It is no surprise that the COVID-19 pandemic has changed the way we work and live. Pre-pandemic commutes have been replaced by bedroom-to-kitchen strolls, and the lines between work and personal spaces continue to blur in our home offices.
Employees are connected digitally, yet there is a cognitive disconnect that affects not only productivity but also employee happiness and well-being. The employee experience in 2021 is ultimately a mix of positives and negatives. And while vaccines brought hopes of returning to some normalcy to our lives, the recent COVID variant surges have renewed calls for reimagining the future of work.
The good news is that we’re smarter this time around. A second round of remote work learnings and innovations should iron out some of the problems encountered earlier in the pandemic.
The Pros and Cons of Digital Tools Connecting the Workforce
Businesses scrambled to enable new digital workplace tools at the start of the pandemic, but there were unforeseen outcomes. Tools like Slack, Microsoft Teams, and Zoom brought what Britain coined as a pingdemic, a new way of working even outside of office hours with unscheduled pings, calls, and distractions.
Sound familiar? Not everyone is a fan.
The digital workplace is a double-edged sword. It can bring people together across continents while simultaneously breeding dissatisfaction as work encroaches into personal and family time. This is something we all must closely monitor to keep morale and productivity high in this new era of work.
Reimagine Workplace Benefits for a Remote Setting
Companies must adapt their benefit offerings and perks so that they have meaning for hard-working talent. Surveying employees to assess what is important to them is an excellent first step to promoting health, satisfaction, and morale.
Workplace benefits are still a great way to entice top talent and foster the health and well-being of employees and their families. But if companies continue offering the benefits created for an office-based, pre-pandemic world, it won’t serve employees well.
For instance, free snacks and hot drinks, on-site gym equipment, and team outings are no longer relevant for employees working from home. Meeting-free times and comp (compensatory) days, however, can show employees that leadership gets what’s most important to us now: clear times to get work done, and when to unplug to be with friends and family. Let talent know they can and should unplug.

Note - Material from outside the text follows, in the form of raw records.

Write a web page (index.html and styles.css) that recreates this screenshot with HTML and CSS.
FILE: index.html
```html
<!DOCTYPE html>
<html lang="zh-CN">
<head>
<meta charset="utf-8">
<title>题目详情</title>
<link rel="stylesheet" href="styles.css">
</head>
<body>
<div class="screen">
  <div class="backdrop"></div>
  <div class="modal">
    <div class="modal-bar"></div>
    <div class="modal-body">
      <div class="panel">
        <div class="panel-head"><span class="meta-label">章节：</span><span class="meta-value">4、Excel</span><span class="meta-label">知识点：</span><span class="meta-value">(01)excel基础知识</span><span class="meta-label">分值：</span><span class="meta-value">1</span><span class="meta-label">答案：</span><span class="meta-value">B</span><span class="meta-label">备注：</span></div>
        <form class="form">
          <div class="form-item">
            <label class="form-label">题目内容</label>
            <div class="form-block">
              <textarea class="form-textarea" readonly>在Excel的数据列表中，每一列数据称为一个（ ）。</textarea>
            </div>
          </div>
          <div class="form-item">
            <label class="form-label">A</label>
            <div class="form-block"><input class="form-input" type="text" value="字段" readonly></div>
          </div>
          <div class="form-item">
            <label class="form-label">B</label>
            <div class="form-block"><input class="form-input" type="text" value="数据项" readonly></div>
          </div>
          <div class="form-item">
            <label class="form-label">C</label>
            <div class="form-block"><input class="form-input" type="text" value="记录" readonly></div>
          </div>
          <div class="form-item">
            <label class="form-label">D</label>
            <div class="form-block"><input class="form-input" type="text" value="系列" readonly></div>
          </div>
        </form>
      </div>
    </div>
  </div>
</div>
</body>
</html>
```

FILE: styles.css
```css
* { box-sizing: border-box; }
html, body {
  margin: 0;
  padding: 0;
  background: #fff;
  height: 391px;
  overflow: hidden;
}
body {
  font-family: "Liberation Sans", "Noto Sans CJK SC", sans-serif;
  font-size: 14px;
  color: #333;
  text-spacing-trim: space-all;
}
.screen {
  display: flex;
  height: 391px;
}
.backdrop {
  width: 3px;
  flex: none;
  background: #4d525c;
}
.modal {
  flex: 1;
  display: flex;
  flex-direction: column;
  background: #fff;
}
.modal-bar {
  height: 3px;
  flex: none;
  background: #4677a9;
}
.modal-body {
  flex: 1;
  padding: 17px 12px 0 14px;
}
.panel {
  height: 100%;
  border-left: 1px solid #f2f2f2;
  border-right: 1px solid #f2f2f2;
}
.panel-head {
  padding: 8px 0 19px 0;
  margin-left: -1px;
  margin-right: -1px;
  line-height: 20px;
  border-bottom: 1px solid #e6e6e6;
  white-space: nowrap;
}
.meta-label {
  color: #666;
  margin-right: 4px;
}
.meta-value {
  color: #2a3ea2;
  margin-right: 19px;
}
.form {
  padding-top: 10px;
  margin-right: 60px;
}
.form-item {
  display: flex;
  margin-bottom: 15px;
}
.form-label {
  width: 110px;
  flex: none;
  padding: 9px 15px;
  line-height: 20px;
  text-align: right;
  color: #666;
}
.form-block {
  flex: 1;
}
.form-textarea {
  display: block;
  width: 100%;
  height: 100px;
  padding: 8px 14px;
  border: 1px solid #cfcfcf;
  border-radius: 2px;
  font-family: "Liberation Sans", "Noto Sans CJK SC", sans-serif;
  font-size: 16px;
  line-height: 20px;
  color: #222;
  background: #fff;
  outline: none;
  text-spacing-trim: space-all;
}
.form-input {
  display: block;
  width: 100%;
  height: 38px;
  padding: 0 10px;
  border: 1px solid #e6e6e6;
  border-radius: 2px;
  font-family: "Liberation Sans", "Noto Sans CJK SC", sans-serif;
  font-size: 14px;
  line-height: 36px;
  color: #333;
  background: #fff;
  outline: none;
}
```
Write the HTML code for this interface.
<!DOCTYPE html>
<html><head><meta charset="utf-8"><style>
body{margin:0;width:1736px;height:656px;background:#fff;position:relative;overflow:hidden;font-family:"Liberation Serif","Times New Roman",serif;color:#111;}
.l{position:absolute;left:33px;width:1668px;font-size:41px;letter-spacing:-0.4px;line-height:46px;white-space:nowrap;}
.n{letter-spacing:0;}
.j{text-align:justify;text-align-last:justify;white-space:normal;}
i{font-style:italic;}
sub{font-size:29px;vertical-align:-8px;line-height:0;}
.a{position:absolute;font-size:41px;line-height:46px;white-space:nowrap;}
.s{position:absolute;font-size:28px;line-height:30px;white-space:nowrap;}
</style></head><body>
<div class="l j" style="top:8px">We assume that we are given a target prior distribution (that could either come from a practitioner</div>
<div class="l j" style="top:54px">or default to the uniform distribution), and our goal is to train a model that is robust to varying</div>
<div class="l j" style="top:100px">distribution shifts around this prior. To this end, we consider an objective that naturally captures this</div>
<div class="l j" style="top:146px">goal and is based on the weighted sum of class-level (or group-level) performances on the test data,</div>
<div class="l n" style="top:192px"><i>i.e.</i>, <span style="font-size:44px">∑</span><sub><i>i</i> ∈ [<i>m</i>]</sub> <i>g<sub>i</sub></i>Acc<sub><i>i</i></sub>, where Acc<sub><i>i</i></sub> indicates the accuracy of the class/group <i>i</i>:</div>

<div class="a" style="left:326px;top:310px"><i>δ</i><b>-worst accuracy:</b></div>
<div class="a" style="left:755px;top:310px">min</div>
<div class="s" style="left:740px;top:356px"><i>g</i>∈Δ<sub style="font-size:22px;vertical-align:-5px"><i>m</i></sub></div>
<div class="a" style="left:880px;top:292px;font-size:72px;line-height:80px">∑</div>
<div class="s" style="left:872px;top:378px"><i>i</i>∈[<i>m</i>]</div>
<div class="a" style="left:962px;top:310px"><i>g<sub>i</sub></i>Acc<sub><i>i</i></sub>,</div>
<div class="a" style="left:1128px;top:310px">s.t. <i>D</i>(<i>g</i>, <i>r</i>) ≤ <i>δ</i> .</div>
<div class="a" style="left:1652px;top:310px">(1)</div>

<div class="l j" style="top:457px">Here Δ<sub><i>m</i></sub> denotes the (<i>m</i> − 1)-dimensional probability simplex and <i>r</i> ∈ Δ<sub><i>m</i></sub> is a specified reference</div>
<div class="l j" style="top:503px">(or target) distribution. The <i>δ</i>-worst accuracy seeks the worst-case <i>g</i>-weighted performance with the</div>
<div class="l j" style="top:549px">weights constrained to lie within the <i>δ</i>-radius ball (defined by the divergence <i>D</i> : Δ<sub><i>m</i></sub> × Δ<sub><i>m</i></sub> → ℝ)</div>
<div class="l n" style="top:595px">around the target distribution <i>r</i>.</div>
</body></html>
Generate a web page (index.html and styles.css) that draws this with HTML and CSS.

Remote Employee Management Plus Good Interpersonal Management
We all agree that teams work better when they are managed and directed by a competent leader. In the office, one-to-one meetings and team-building exercises have been a mainstay of workforce management for decades. In a remote setting, on the other hand, team leaders tend to become more data- and process-centric.
Take care, here. Management via technology can lead to a lack of trust or anxiety from managers who want to uphold high achievement standards but don’t see their teams clocking in and sitting at their desks.
As a result, employees may feel they are in a “big brother” environment where their log-in times, active work hours and breaks throughout the day are heavily scrutinized. They may feel unable or unwilling to express these concerns (or other issues) to management.
As a remedy, managers must work to stay in touch with their teams, communicate outside of meetings, and trust their people to get their work done. Workforce data indicate that employees in fact work harder, longer and are more productive while working remotely.
Executive and departmental leaders, for their part, need to encourage managers to accept their teams’ increased autonomy or be at risk of losing valued employees.
Improving Digital Workplace Problems Through Digital Transformation
And then there’s technology. Adopting a digital workplace solution – a company intranet, for example – as part of a broader digital transformation can significantly enhance the employee experience.
Companies know they can no longer kick modernization down the road any longer. Workplaces today must be intelligent and location-independent – where people, information, and technology connect seamlessly.
But it’s not just about “getting an app” to solve a problem.
Holistic, enterprise-wide digital transformations lay the groundwork for employees to work smarter and with fewer disruptions, and allow companies to pivot more quickly when market or societal conditions change. Start this journey sooner rather than later, if you haven’t already. Even before the pandemic, digital portals and intranets were proving their worth by keeping employees connected with colleagues and in sync with company strategies and goals.
In Summary – Leaders, Not Tech, Must Be the Change
The biggest takeaway from “Managing Work During a Pandemic 1.0” is that there’s not just one solution to bringing us quickly into the workplace of the future. A digital workplace delivers on a dual people-first and digital-first proposition, transforming analog processes and workflows into catalysts for higher-performance remote or on-site workforces.
But we must never take the humans out of human capital. Technology should be sought to bridge the gaps between people, not replace them. Managers still need to manage their people and focus on their development as hands-on as possible.
Leaders throughout the organization may need to rethink their perceptions of success and how they are communicating these principles. Do you value timely project deliverables, or do you appear concerned that your employees are clocking just enough hours to meet a quota? The former is motivational; the latter erodes trust.
Yes, the pandemic has changed the world of work in many ways, and it appears these changes are here to stay. Digital workplace transformation is just one way to help address some of these challenges, providing a more connected and potentially more efficient and productive workforce. The rest is up to us.